Association Pattern-aware Fusion for Biological Entity Relationship Prediction

Authors: Lingxiang Jia, Yuchen Ying, Zunlei Feng, Zipeng Zhong, Shaolun Yao, Jiacong Hu, Mingjiang Duan, Xingen Wang, Jie Song, Mingli Song

NeurIPS 2024 | Conference PDF | Archive PDF | Plain Text | LLM Run Details

Reproducibility Variable Result LLM Response
Research Type Experimental Extensive experiments conducted on three biological datasets quantitatively demonstrate that the proposed method achieves about 4%-23% hit@1 improvements compared with state-of-the-art baselines.
Researcher Affiliation Collaboration 1State Key Laboratory of Blockchain and Data Security, Zhejiang University 2Hangzhou High-Tech Zone (Binjiang) Institute of Blockchain and Data Security 3Bangsheng Technology Co, Ltd.
Pseudocode No The paper describes algorithms and methods in text and mathematical formulas but does not include a distinct pseudocode block or algorithm figure.
Open Source Code Yes Our data and code are available at https://github.com/hry98kki/Pattern BERP.
Open Datasets Yes In this paper, we adopt three biological entity association datasets with significant biological meaning, namely DMD (Drug-Microbe-Disease), DDC (synergistic Drug-Drug-Cell line) and DPA (Drug-target Protein-Adverse reaction), among which DPA dataset is directly constructed.

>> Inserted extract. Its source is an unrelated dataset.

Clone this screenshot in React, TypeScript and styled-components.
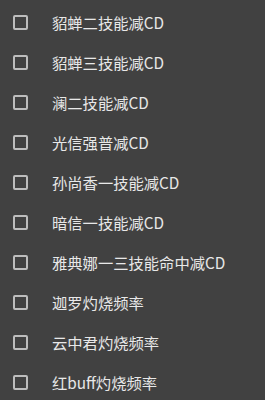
import { createGlobalStyle, styled } from "styled-components";

const GlobalStyle = createGlobalStyle`
  html, body {
    margin: 0;
    padding: 0;
    background: #414141;
  }
`;

const List = styled.div`
  display: flex;
  flex-direction: column;
  padding-top: 2px;
  background: #414141;
  min-height: 400px;
  font-family: "Noto Sans CJK SC", "Noto Sans", sans-serif;
`;

const Row = styled.label`
  display: flex;
  align-items: center;
  height: 40px;
  padding-left: 13px;
  gap: 24px;
`;

const Box = styled.span`
  box-sizing: border-box;
  width: 15px;
  height: 15px;
  border: 2px solid #bdbdbd;
  border-radius: 2px;
  flex-shrink: 0;
`;

const Label = styled.span`
  color: #e8e8e8;
  font-size: 15.3px;
  line-height: 20px;
`;

const items = [
  "貂蝉二技能减CD",
  "貂蝉三技能减CD",
  "澜二技能减CD",
  "光信强普减CD",
  "孙尚香一技能减CD",
  "暗信一技能减CD",
  "雅典娜一三技能命中减CD",
  "迦罗灼烧频率",
  "云中君灼烧频率",
  "红buff灼烧频率",
];

export default function App() {
  return (
    <>
      <GlobalStyle />
      <List>
        {items.map((item) => (
          <Row key={item}>
            <Box />
            <Label>{item}</Label>
          </Row>
        ))}
      </List>
    </>
  );
}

In line with DMD and DDC, we utilize preprocessing tools provided by [21] to deal with the original data from ADRe CS-Target [44], and collect a total of 1,079 triplets that are structured into the data schema <drug, protein, adr>.

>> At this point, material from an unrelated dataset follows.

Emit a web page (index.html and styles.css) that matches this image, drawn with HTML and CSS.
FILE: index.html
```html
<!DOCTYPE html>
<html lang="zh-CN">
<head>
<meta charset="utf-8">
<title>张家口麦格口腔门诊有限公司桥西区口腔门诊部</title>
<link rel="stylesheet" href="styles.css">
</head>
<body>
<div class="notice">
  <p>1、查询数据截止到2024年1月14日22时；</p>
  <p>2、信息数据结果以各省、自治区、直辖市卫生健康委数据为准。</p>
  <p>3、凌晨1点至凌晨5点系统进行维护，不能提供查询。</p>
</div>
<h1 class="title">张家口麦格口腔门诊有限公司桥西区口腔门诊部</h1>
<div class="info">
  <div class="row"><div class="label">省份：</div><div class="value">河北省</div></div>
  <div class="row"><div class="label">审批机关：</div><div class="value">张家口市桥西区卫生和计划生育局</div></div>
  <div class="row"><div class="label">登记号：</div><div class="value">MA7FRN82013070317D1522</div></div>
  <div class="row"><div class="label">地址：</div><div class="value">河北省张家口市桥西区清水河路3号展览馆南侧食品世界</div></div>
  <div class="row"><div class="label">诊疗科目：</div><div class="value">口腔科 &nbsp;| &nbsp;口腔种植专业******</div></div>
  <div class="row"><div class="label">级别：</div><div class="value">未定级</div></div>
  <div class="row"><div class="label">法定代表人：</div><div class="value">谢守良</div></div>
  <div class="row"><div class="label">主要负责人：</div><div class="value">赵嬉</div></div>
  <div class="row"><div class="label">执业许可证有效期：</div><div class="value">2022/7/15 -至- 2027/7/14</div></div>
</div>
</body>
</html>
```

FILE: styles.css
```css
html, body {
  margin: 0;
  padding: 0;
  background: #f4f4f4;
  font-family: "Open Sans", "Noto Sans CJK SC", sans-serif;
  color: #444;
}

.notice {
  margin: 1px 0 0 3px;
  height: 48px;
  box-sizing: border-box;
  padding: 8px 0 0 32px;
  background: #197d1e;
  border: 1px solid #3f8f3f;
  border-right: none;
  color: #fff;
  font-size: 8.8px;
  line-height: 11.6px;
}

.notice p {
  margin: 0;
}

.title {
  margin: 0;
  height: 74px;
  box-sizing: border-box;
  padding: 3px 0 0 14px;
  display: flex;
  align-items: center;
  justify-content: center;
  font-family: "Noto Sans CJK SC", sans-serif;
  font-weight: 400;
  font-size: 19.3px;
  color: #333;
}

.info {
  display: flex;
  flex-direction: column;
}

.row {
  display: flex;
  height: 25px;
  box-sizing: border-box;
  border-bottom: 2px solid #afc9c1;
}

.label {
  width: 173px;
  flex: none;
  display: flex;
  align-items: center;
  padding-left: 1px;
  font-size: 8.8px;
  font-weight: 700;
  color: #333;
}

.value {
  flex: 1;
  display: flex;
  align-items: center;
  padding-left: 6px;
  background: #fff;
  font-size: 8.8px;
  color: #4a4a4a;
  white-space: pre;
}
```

Dataset Splits Yes To accurately evaluate model performance and prevent overfitting, 5-fold cross-validation is used to evaluate the performance. Specifically, we randomly split the dataset into a 90% cross-validation set and a 10% independent test set. On the cross-validation set, the 5-fold cross-validation is implemented.
Hardware Specification Yes Furthermore, all experiments are conducted on a single NVIDIA A6000 Tensor Core GPU (48GB) and Intel(R) Xeon CPU with 24 cores and 500G memory.
Software Dependencies No The paper mentions software components like 'Vallina GIN', '1D CNN model', and 'Adam optimizer', but does not provide specific version numbers for these software dependencies or libraries.
Experiment Setup Yes The initialized entity embedding size d is fixed to 128. The number of BGNN, APF layers are all fixed to 2. The training epoch is setting to 1,000 for DMD, DPA datasets and 2,000 for DDC dataset. The number of max hop in pattern sampling U is setting to 3. The number of sampled patterns N is setting to 100. The number of attention heads is 32 for DMD dataset, 16 for DDC dataset, 4 for DPA dataset. The loss-balanced coefficient for bind-relation task α is fixed to 0.5. The threshold for bind-relation prediction probability γ is fixed to 0.5. In addition, in line with the evaluation strategy of [21], 29 negative samples are randomly generate for each test triplet in four scenarios for the evaluation of all methods, and thus display the average metrics over all test triplets.